Required task:
Using the data beneath this instruction, retype only the lines from the one that contains "Generate a component" down to the one that contains "import React from 'react';", both included, exactly as they appear.

Material provided:
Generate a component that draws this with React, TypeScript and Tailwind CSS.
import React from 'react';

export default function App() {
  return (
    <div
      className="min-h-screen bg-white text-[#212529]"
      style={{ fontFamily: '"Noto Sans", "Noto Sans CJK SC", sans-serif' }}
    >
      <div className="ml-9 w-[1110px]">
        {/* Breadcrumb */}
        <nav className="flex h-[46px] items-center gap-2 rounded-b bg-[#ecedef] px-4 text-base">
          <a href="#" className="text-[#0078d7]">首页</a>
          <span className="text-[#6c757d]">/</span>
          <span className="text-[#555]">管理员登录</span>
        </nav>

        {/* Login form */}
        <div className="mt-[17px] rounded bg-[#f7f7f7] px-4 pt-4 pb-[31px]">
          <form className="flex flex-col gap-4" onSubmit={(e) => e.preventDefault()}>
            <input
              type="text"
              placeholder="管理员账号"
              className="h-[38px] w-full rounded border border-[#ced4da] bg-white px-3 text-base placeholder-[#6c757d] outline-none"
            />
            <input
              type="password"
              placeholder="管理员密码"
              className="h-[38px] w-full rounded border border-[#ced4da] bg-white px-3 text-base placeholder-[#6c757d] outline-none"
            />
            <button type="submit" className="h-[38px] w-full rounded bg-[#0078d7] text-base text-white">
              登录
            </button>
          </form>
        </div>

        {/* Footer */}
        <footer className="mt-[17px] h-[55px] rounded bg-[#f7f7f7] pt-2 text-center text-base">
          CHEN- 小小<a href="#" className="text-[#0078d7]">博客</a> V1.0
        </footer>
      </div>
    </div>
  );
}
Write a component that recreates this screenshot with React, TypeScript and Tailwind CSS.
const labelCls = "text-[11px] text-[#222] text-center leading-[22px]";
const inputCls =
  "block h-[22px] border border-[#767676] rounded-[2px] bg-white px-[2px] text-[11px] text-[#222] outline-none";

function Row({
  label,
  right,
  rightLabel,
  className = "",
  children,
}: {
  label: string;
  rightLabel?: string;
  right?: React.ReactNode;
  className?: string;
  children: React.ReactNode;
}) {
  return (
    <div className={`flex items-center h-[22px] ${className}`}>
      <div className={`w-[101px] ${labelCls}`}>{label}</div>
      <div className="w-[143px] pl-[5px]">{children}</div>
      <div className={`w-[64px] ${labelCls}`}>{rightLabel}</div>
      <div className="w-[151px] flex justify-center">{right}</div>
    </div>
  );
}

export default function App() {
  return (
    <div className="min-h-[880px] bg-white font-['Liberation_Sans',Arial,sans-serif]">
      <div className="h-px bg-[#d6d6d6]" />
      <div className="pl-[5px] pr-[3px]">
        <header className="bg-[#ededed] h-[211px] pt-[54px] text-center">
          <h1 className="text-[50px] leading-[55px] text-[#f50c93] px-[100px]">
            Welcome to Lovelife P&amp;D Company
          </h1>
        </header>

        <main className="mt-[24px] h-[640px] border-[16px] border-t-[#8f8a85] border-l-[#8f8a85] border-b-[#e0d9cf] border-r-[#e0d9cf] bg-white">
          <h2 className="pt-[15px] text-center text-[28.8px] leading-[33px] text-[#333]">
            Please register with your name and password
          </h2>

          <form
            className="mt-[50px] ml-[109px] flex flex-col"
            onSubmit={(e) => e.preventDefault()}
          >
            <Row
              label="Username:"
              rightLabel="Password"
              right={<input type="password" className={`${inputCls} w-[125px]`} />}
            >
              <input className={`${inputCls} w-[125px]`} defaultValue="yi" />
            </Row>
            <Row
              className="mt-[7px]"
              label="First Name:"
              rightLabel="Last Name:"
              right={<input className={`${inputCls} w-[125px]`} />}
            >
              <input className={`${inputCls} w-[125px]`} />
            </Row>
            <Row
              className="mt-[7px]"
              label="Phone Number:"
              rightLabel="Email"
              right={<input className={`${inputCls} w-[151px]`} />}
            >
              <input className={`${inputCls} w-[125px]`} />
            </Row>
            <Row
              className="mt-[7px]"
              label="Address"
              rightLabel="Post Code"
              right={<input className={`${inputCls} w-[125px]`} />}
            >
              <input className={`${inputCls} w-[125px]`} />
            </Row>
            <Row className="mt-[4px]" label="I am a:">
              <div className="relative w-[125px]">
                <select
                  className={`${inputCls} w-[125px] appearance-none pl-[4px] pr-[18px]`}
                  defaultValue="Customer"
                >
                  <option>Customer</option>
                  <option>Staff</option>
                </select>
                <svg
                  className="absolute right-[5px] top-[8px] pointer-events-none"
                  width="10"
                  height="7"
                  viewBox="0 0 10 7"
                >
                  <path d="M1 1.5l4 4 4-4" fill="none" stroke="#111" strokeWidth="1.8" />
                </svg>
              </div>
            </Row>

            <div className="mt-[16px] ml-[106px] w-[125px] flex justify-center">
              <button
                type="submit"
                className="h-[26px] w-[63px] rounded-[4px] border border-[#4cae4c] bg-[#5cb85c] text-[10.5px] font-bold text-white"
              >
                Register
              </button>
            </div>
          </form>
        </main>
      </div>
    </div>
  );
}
==
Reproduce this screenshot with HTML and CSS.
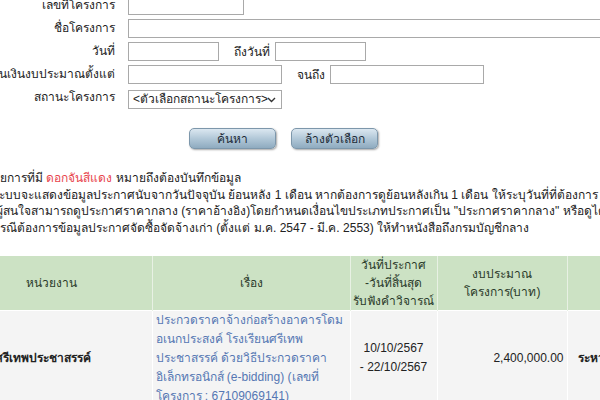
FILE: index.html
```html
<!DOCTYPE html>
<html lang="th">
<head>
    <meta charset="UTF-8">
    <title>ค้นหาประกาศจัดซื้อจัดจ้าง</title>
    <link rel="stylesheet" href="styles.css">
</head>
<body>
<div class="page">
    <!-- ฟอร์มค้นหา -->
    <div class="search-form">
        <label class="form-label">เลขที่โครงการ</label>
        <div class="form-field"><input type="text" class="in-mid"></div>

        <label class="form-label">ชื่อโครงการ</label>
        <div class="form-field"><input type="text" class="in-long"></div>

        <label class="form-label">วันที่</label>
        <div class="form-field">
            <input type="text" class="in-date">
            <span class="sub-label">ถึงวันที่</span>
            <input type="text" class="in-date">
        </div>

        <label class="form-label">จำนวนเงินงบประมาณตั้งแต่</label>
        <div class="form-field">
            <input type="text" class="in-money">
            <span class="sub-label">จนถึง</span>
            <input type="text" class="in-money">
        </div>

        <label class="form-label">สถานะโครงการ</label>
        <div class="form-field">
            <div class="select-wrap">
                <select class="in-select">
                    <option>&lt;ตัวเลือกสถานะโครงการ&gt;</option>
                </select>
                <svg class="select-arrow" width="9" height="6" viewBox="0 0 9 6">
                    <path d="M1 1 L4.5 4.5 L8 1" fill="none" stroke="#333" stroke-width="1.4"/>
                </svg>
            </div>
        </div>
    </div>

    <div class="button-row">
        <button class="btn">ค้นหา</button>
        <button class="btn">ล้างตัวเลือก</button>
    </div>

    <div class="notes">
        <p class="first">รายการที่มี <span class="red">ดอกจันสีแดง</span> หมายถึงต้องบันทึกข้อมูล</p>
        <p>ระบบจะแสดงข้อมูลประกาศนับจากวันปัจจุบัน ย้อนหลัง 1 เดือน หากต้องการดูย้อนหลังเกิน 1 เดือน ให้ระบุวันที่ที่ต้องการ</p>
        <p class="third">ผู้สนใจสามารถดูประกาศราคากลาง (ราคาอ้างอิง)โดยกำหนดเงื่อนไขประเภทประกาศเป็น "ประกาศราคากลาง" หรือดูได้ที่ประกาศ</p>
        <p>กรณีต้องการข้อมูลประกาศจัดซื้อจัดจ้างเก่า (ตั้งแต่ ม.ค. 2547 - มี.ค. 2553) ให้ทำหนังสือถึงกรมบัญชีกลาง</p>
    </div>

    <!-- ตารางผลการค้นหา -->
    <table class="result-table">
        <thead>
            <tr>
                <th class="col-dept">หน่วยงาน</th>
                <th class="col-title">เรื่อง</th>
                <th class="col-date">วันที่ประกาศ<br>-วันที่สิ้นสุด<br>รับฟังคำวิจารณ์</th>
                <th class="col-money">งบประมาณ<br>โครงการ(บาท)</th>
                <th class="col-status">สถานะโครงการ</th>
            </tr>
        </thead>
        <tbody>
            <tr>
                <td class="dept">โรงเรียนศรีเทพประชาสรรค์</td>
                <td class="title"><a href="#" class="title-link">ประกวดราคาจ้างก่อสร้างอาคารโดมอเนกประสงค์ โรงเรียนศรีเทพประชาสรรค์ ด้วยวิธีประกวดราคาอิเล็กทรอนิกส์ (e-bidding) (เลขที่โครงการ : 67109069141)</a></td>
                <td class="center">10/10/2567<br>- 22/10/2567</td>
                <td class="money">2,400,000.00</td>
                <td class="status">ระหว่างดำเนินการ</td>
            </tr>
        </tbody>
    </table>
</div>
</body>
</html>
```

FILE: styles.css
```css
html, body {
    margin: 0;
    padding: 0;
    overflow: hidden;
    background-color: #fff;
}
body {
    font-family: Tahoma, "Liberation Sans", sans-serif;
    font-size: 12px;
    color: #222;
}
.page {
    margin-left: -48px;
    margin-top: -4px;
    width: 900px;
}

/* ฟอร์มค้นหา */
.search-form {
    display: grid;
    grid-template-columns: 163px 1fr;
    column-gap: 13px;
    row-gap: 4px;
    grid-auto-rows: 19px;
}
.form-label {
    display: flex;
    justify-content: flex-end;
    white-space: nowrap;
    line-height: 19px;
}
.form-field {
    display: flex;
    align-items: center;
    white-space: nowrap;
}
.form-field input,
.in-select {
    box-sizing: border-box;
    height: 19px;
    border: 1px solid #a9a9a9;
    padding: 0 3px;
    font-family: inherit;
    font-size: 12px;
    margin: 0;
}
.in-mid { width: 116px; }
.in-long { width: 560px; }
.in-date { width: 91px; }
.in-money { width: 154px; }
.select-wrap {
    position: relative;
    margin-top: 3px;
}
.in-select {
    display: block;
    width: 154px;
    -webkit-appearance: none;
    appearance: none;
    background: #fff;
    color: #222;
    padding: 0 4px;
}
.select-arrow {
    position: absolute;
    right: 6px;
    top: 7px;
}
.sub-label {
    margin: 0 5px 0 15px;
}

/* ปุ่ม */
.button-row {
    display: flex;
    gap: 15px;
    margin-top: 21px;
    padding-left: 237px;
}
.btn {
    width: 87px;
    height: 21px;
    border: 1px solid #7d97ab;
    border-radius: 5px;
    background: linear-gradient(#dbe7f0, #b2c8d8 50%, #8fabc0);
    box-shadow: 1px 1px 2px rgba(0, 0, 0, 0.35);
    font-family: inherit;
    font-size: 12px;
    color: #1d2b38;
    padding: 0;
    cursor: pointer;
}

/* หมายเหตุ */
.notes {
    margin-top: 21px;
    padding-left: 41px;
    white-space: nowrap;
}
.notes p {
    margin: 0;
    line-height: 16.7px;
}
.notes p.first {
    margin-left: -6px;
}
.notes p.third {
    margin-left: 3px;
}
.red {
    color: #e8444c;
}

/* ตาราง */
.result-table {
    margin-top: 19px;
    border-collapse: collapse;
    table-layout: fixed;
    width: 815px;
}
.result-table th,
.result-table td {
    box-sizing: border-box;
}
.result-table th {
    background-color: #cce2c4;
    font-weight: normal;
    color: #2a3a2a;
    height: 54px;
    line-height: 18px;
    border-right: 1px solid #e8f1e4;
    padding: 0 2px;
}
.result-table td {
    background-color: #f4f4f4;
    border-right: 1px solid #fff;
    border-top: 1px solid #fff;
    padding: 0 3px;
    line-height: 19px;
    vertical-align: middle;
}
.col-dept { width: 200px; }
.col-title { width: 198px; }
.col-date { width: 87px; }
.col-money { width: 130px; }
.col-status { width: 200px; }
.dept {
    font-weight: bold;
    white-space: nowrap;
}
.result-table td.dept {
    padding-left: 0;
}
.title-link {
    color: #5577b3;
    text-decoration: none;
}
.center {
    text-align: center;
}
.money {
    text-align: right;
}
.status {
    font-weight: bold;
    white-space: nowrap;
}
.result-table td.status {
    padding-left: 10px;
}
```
---
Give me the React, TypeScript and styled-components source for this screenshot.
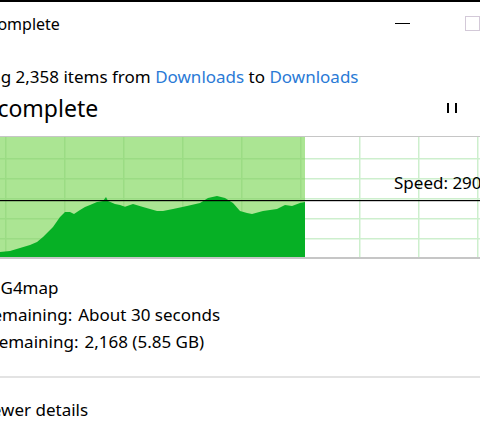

Expected answer:
Generate a component that draws this with React, TypeScript and Tailwind CSS.
import React from 'react';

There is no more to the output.